TASK REQUIREMENTS | Extract the listing below in full, unchanged.

INPUT RECORDS |
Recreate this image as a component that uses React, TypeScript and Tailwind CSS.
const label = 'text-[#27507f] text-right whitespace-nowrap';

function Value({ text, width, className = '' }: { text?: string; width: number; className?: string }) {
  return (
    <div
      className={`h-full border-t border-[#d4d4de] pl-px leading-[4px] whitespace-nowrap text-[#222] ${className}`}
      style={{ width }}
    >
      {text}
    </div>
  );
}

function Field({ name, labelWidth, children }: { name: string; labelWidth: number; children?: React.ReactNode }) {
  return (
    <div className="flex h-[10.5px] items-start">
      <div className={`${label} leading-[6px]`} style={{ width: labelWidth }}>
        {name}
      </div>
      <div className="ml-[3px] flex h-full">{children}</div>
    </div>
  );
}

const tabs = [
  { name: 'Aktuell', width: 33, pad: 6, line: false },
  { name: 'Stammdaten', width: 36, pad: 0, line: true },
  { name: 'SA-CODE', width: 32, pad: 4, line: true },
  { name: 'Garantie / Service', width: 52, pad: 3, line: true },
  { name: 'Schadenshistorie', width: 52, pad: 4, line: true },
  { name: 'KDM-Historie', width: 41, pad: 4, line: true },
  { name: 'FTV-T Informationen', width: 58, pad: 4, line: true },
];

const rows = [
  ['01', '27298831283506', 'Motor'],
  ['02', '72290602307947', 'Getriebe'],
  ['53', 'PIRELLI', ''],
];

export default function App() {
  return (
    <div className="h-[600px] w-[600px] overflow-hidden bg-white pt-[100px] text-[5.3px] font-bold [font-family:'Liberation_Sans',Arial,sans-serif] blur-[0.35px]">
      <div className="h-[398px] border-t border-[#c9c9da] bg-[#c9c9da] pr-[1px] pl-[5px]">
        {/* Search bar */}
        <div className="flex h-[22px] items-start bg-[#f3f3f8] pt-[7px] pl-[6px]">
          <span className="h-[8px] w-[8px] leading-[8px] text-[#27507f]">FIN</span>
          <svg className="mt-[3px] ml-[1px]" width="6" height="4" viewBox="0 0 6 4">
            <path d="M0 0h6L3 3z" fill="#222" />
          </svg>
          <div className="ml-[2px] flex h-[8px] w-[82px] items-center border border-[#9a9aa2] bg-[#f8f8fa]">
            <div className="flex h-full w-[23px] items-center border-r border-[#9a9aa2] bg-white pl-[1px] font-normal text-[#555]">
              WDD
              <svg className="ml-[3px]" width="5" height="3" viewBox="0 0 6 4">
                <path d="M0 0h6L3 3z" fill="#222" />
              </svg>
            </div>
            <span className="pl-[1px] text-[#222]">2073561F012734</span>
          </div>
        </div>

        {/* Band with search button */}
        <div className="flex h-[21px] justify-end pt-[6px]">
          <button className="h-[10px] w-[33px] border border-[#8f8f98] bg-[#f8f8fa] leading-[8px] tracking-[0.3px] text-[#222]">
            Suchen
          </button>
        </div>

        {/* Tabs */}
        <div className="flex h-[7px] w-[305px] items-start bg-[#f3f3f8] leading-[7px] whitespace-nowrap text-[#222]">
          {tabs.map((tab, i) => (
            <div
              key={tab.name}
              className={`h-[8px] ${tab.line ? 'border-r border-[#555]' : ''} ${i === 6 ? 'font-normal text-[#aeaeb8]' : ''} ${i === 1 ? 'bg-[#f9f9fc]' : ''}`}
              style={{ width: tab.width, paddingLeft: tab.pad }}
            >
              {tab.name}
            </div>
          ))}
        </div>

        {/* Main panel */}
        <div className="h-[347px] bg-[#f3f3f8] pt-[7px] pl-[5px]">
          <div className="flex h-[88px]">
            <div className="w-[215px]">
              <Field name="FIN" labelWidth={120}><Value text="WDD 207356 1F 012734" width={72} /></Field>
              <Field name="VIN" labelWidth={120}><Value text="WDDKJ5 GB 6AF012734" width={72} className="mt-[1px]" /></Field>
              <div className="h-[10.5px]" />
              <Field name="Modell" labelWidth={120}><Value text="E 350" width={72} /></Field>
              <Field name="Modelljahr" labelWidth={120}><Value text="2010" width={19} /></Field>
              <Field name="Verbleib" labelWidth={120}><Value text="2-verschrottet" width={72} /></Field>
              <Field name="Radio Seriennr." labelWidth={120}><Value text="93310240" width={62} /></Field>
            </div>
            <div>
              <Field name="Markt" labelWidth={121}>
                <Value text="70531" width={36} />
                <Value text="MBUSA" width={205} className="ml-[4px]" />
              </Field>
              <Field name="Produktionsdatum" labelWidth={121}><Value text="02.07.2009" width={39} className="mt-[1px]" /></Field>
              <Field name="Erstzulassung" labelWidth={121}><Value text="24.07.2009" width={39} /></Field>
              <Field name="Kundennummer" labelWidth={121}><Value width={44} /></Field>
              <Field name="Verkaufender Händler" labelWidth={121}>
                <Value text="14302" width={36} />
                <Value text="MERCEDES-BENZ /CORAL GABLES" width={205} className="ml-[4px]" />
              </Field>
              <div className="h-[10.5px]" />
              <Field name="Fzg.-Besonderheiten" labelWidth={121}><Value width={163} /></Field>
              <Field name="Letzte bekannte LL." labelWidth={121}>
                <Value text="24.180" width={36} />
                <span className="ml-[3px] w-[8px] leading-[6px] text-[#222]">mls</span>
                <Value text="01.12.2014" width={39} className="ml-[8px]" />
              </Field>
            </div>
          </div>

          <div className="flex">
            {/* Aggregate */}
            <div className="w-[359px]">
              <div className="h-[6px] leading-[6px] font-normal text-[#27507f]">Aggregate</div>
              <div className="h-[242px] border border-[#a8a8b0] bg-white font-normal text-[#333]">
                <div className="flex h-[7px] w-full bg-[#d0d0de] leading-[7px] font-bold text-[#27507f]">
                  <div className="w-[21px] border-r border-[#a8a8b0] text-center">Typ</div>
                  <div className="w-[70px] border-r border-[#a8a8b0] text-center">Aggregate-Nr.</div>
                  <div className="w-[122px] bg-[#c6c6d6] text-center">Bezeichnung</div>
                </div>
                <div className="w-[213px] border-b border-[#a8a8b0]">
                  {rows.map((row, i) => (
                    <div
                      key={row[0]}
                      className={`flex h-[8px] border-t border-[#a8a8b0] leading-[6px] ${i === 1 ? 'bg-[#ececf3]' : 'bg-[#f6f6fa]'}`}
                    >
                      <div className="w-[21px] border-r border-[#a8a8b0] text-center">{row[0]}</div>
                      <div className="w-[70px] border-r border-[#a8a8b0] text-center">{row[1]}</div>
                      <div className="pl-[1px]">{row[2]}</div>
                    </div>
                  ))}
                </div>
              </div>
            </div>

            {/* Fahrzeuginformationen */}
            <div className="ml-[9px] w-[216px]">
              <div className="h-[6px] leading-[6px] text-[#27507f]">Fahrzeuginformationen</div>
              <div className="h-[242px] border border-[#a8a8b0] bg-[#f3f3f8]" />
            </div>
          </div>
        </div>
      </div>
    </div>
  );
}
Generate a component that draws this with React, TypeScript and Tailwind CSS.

WRITTEN ANSWER |
Recreate this image as a component that uses React, TypeScript and Tailwind CSS.
const label = 'text-[#27507f] text-right whitespace-nowrap';

function Value({ text, width, className = '' }: { text?: string; width: number; className?: string }) {
  return (
    <div
      className={`h-full border-t border-[#d4d4de] pl-px leading-[4px] whitespace-nowrap text-[#222] ${className}`}
      style={{ width }}
    >
      {text}
    </div>
  );
}

function Field({ name, labelWidth, children }: { name: string; labelWidth: number; children?: React.ReactNode }) {
  return (
    <div className="flex h-[10.5px] items-start">
      <div className={`${label} leading-[6px]`} style={{ width: labelWidth }}>
        {name}
      </div>
      <div className="ml-[3px] flex h-full">{children}</div>
    </div>
  );
}

const tabs = [
  { name: 'Aktuell', width: 33, pad: 6, line: false },
  { name: 'Stammdaten', width: 36, pad: 0, line: true },
  { name: 'SA-CODE', width: 32, pad: 4, line: true },
  { name: 'Garantie / Service', width: 52, pad: 3, line: true },
  { name: 'Schadenshistorie', width: 52, pad: 4, line: true },
  { name: 'KDM-Historie', width: 41, pad: 4, line: true },
  { name: 'FTV-T Informationen', width: 58, pad: 4, line: true },
];

const rows = [
  ['01', '27298831283506', 'Motor'],
  ['02', '72290602307947', 'Getriebe'],
  ['53', 'PIRELLI', ''],
];

export default function App() {
  return (
    <div className="h-[600px] w-[600px] overflow-hidden bg-white pt-[100px] text-[5.3px] font-bold [font-family:'Liberation_Sans',Arial,sans-serif] blur-[0.35px]">
      <div className="h-[398px] border-t border-[#c9c9da] bg-[#c9c9da] pr-[1px] pl-[5px]">
        {/* Search bar */}
        <div className="flex h-[22px] items-start bg-[#f3f3f8] pt-[7px] pl-[6px]">
          <span className="h-[8px] w-[8px] leading-[8px] text-[#27507f]">FIN</span>
          <svg className="mt-[3px] ml-[1px]" width="6" height="4" viewBox="0 0 6 4">
            <path d="M0 0h6L3 3z" fill="#222" />
          </svg>
          <div className="ml-[2px] flex h-[8px] w-[82px] items-center border border-[#9a9aa2] bg-[#f8f8fa]">
            <div className="flex h-full w-[23px] items-center border-r border-[#9a9aa2] bg-white pl-[1px] font-normal text-[#555]">
              WDD
              <svg className="ml-[3px]" width="5" height="3" viewBox="0 0 6 4">
                <path d="M0 0h6L3 3z" fill="#222" />
              </svg>
            </div>
            <span className="pl-[1px] text-[#222]">2073561F012734</span>
          </div>
        </div>

        {/* Band with search button */}
        <div className="flex h-[21px] justify-end pt-[6px]">
          <button className="h-[10px] w-[33px] border border-[#8f8f98] bg-[#f8f8fa] leading-[8px] tracking-[0.3px] text-[#222]">
            Suchen
          </button>
        </div>

        {/* Tabs */}
        <div className="flex h-[7px] w-[305px] items-start bg-[#f3f3f8] leading-[7px] whitespace-nowrap text-[#222]">
          {tabs.map((tab, i) => (
            <div
              key={tab.name}
              className={`h-[8px] ${tab.line ? 'border-r border-[#555]' : ''} ${i === 6 ? 'font-normal text-[#aeaeb8]' : ''} ${i === 1 ? 'bg-[#f9f9fc]' : ''}`}
              style={{ width: tab.width, paddingLeft: tab.pad }}
            >
              {tab.name}
            </div>
          ))}
        </div>

        {/* Main panel */}
        <div className="h-[347px] bg-[#f3f3f8] pt-[7px] pl-[5px]">
          <div className="flex h-[88px]">
            <div className="w-[215px]">
              <Field name="FIN" labelWidth={120}><Value text="WDD 207356 1F 012734" width={72} /></Field>
              <Field name="VIN" labelWidth={120}><Value text="WDDKJ5 GB 6AF012734" width={72} className="mt-[1px]" /></Field>
              <div className="h-[10.5px]" />
              <Field name="Modell" labelWidth={120}><Value text="E 350" width={72} /></Field>
              <Field name="Modelljahr" labelWidth={120}><Value text="2010" width={19} /></Field>
              <Field name="Verbleib" labelWidth={120}><Value text="2-verschrottet" width={72} /></Field>
              <Field name="Radio Seriennr." labelWidth={120}><Value text="93310240" width={62} /></Field>
            </div>
            <div>
              <Field name="Markt" labelWidth={121}>
                <Value text="70531" width={36} />
                <Value text="MBUSA" width={205} className="ml-[4px]" />
              </Field>
              <Field name="Produktionsdatum" labelWidth={121}><Value text="02.07.2009" width={39} className="mt-[1px]" /></Field>
              <Field name="Erstzulassung" labelWidth={121}><Value text="24.07.2009" width={39} /></Field>
              <Field name="Kundennummer" labelWidth={121}><Value width={44} /></Field>
              <Field name="Verkaufender Händler" labelWidth={121}>
                <Value text="14302" width={36} />
                <Value text="MERCEDES-BENZ /CORAL GABLES" width={205} className="ml-[4px]" />
              </Field>
              <div className="h-[10.5px]" />
              <Field name="Fzg.-Besonderheiten" labelWidth={121}><Value width={163} /></Field>
              <Field name="Letzte bekannte LL." labelWidth={121}>
                <Value text="24.180" width={36} />
                <span className="ml-[3px] w-[8px] leading-[6px] text-[#222]">mls</span>
                <Value text="01.12.2014" width={39} className="ml-[8px]" />
              </Field>
            </div>
          </div>

          <div className="flex">
            {/* Aggregate */}
            <div className="w-[359px]">
              <div className="h-[6px] leading-[6px] font-normal text-[#27507f]">Aggregate</div>
              <div className="h-[242px] border border-[#a8a8b0] bg-white font-normal text-[#333]">
                <div className="flex h-[7px] w-full bg-[#d0d0de] leading-[7px] font-bold text-[#27507f]">
                  <div className="w-[21px] border-r border-[#a8a8b0] text-center">Typ</div>
                  <div className="w-[70px] border-r border-[#a8a8b0] text-center">Aggregate-Nr.</div>
                  <div className="w-[122px] bg-[#c6c6d6] text-center">Bezeichnung</div>
                </div>
                <div className="w-[213px] border-b border-[#a8a8b0]">
                  {rows.map((row, i) => (
                    <div
                      key={row[0]}
                      className={`flex h-[8px] border-t border-[#a8a8b0] leading-[6px] ${i === 1 ? 'bg-[#ececf3]' : 'bg-[#f6f6fa]'}`}
                    >
                      <div className="w-[21px] border-r border-[#a8a8b0] text-center">{row[0]}</div>
                      <div className="w-[70px] border-r border-[#a8a8b0] text-center">{row[1]}</div>
                      <div className="pl-[1px]">{row[2]}</div>
                    </div>
                  ))}
                </div>
              </div>
            </div>

            {/* Fahrzeuginformationen */}
            <div className="ml-[9px] w-[216px]">
              <div className="h-[6px] leading-[6px] text-[#27507f]">Fahrzeuginformationen</div>
              <div className="h-[242px] border border-[#a8a8b0] bg-[#f3f3f8]" />
            </div>
          </div>
        </div>
      </div>
    </div>
  );
}
Generate a component that draws this with React, TypeScript and Tailwind CSS.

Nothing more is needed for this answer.